What attackers chase when breaching your company

It’s probably no surprise that personally identifiable information (PII) is by far the main type of data snatched during breaches. In 2024, 48% of compromised records were customer PII (down from 52%). Employee PII was second in 2023, at 40%, but dropped to third (37%) in 2024, swapping places with intellectual property (IP). Stolen IP was involved in 47% of breaches in 2024, up significantly from 34% in 2023.

IP theft and loss is a consequential data breach cost, notes Glenn J. Nick, associate director at Guidehouse. The fact that it is on the rise can have major repercussions for most organizations.

“Losing intellectual property can devastate a company’s growth,” Nick says. “Stolen patents, engineering designs, trade secrets, copyrights, investment plans, and other proprietary and confidential information can lead to loss of competitive advantage, loss of revenue, and lasting and potentially irreparable economic damage to the company.”

Corporate data and anonymized customer data round out the top five data types stolen in 2024, which saw a new category was added: shadow data — data stored in unmanaged sources. Around one third (35%) of breaches involved shadow data. Worse, its theft, according to the report, correlated to a 16% higher cost per breach.

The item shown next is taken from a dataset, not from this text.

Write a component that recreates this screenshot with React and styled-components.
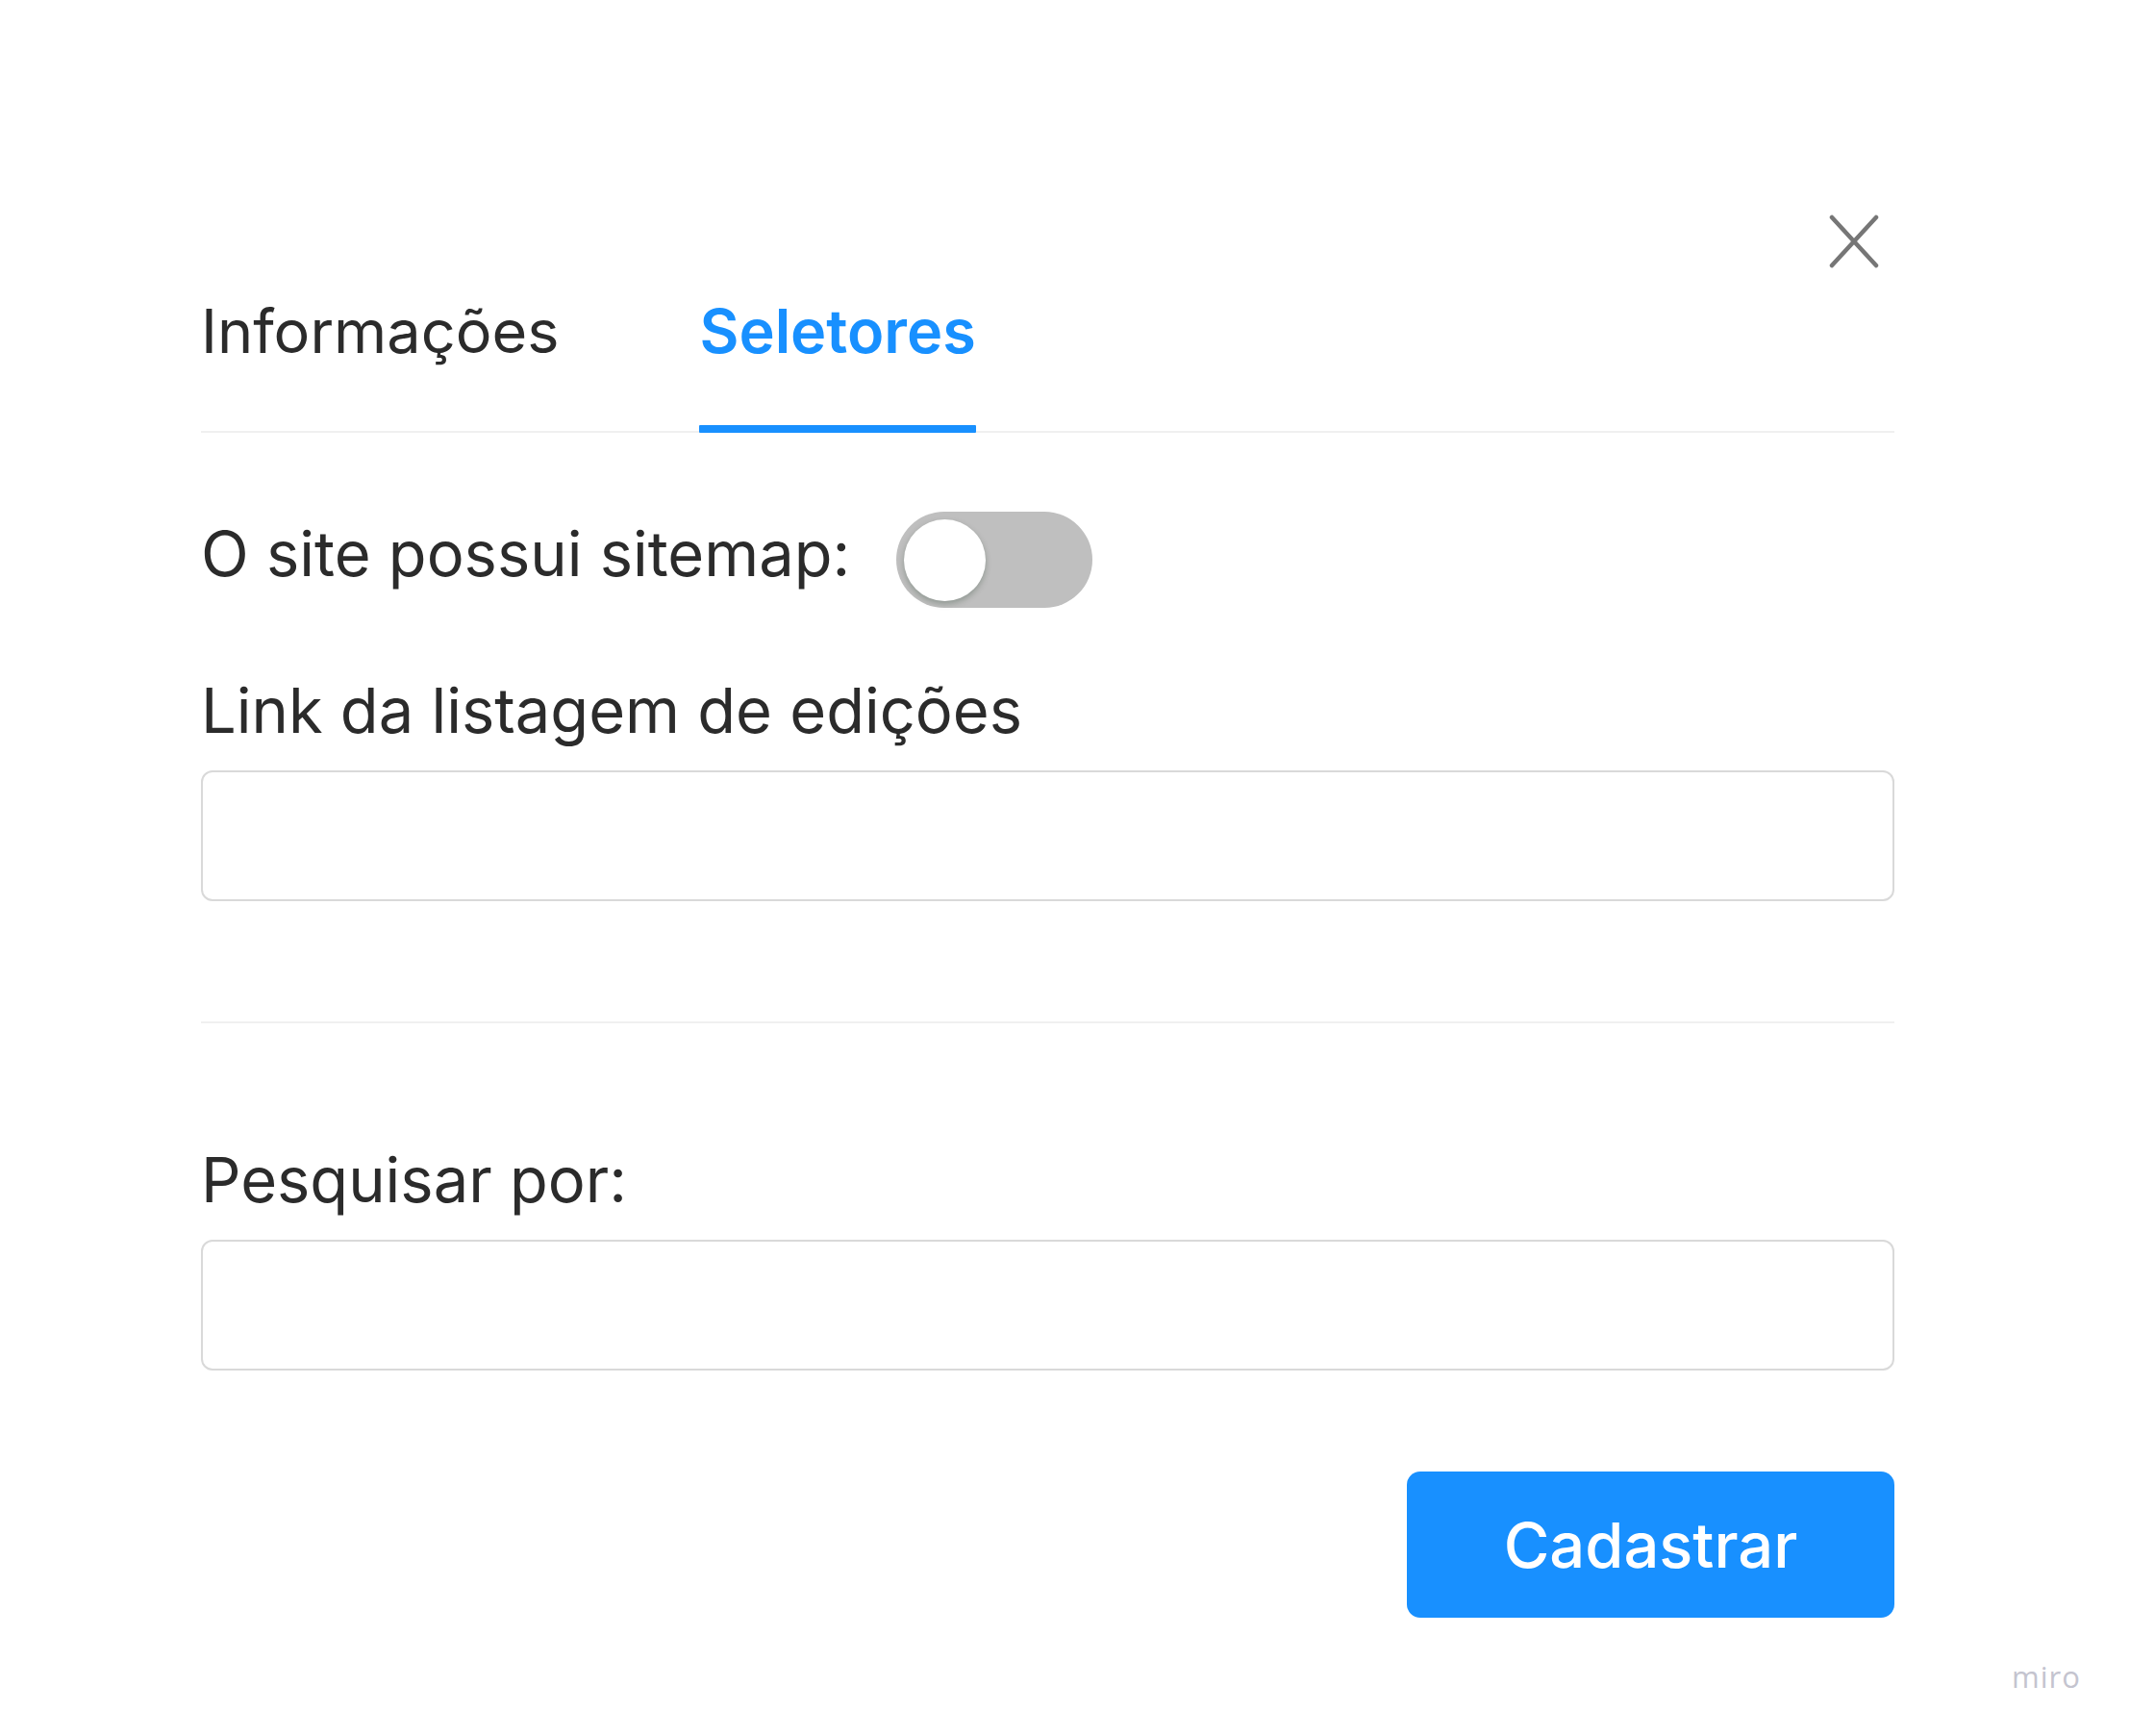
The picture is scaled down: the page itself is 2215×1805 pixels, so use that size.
import React, { useState } from "react";
import styled, { createGlobalStyle } from "styled-components";

const Global = createGlobalStyle`
  html, body { margin: 0; padding: 0; background: #ffffff; }
  body { font-family: Inter, "Noto Sans", "Liberation Sans", sans-serif; }
  * { box-sizing: border-box; }
`;

const Page = styled.div`
  position: relative;
  width: 2215px;
  min-height: 1805px;
  background: #ffffff;
`;

const Modal = styled.div`
  display: flex;
  flex-direction: column;
  padding: 223px 245px 0 209px;
`;

const CloseRow = styled.div`
  display: flex;
  justify-content: flex-end;
  padding-right: 16px;
  height: 84px;
`;

const CloseButton = styled.button`
  width: 52px;
  height: 56px;
  padding: 0;
  border: none;
  background: none;
  cursor: pointer;
  color: #767676;
  display: flex;
  align-items: center;
  justify-content: center;
`;

const TabBar = styled.div`
  display: flex;
  gap: ${(p) => p.$gap}px;
  border-bottom: 2px solid #f0f0f0;
`;

const Tab = styled.div`
  position: relative;
  padding-bottom: 66px;
  font-size: 63px;
  line-height: 75px;
  font-weight: ${(p) => (p.$active ? 600 : 400)};
  color: ${(p) => (p.$active ? "#1890ff" : "#2b2b2b")};
  cursor: pointer;
`;

const TabInk = styled.span`
  position: absolute;
  left: 0;
  right: 0;
  bottom: -2px;
  height: 8px;
  background: #1890ff;
  border-radius: 1px;
`;

const Body = styled.div`
  display: flex;
  flex-direction: column;
`;

const ToggleRow = styled.div`
  display: flex;
  align-items: flex-start;
  gap: 48px;
  margin-top: 82px;
`;

const Label = styled.label`
  display: block;
  font-size: 65px;
  line-height: 79px;
  color: #2b2b2b;
  margin-top: ${(p) => p.$top || 0}px;
`;

const Track = styled.button`
  position: relative;
  width: 204px;
  height: 100px;
  border: none;
  padding: 0;
  border-radius: 50px;
  background: ${(p) => (p.$on ? "#1890ff" : "#bfbfbf")};
  cursor: pointer;
`;

const Knob = styled.span`
  position: absolute;
  top: 7.5px;
  left: ${(p) => (p.$on ? 111 : 8)}px;
  width: 85px;
  height: 85px;
  border-radius: 50%;
  background: #ffffff;
  box-shadow: 0 3px 6px rgba(0, 35, 11, 0.25);
`;

const Field = styled.div`
  display: flex;
  flex-direction: column;
  gap: 23px;
  margin-top: ${(p) => p.$top}px;
`;

const Input = styled.input`
  width: 100%;
  height: 136px;
  border: 2px solid #d9d9d9;
  border-radius: 12px;
  background: #ffffff;
  padding: 0 30px;
  font-size: 60px;
  font-family: inherit;
  color: #2b2b2b;
  outline: none;
`;

const Divider = styled.hr`
  margin: 125px 0 0;
  border: none;
  border-top: 2px solid #f0f0f0;
  height: 0;
`;

const Footer = styled.div`
  display: flex;
  justify-content: flex-end;
  margin-top: 105px;
`;

const PrimaryButton = styled.button`
  width: 507px;
  height: 152px;
  border: none;
  border-radius: 14px;
  background: #1890ff;
  color: #ffffff;
  font-family: inherit;
  font-size: 65px;
  font-weight: 500;
  cursor: pointer;
`;

const Watermark = styled.span`
  position: absolute;
  left: 2092px;
  top: 1722px;
  font-family: "Open Sans", "Noto Sans", sans-serif;
  font-size: 31px;
  letter-spacing: 1px;
  color: #c4c4cf;
`;

export default function App() {
  const [on, setOn] = useState(false);
  return (
    <Page>
      <Global />
      <Modal>
        <CloseRow>
          <CloseButton aria-label="Fechar">
            <svg width="52" height="56" viewBox="0 0 52 56" fill="none">
              <path
                d="M3 3 L49 53 M49 3 L3 53"
                stroke="currentColor"
                strokeWidth="4.5"
                strokeLinecap="round"
              />
            </svg>
          </CloseButton>
        </CloseRow>
        <TabBar $gap={146}>
          <Tab>Informações</Tab>
          <Tab $active>
            Seletores
            <TabInk />
          </Tab>
        </TabBar>
        <Body>
          <ToggleRow>
            <Label $top={4}>O site possui sitemap:</Label>
            <Track $on={on} onClick={() => setOn(!on)} aria-label="sitemap">
              <Knob $on={on} />
            </Track>
          </ToggleRow>
          <Field $top={67}>
            <Label>Link da listagem de edições</Label>
            <Input type="text" />
          </Field>
          <Divider />
          <Field $top={123}>
            <Label>Pesquisar por:</Label>
            <Input type="text" />
          </Field>
          <Footer>
            <PrimaryButton>Cadastrar</PrimaryButton>
          </Footer>
        </Body>
      </Modal>
      <Watermark>miro</Watermark>
    </Page>
  );
}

“Researchers found storing data across environments proved to be a common storage strategy, accounting for 40% of breaches,” the report noted. “These breaches also took longer to identify and contain. In contrast, data stored in just one type of environment was breached less often, whether that environment was public cloud (25%), on premises (20%) or private cloud (15%).”

“This risk of shadow data will become even more elevated in the AI era, with data serving as the foundation on which new AI-powered applications and use-cases are being built,” adds Jennifer Kady, vice president of security at IBM. “Gaining control and visibility over shadow data from a security perspective has emerged as a top priority as companies move quickly to adopt generative AI, while also ensuring security and privacy are at the forefront.”

Reputational damage still a big cost of being breached

In many ways immeasurable, reputational damage remains among the most significant costs in the wake of a breach. “Ultimately, customer trust is very easy to break, and very difficult to build,” Allie Mellen, senior analyst at Forrester, tells CSO.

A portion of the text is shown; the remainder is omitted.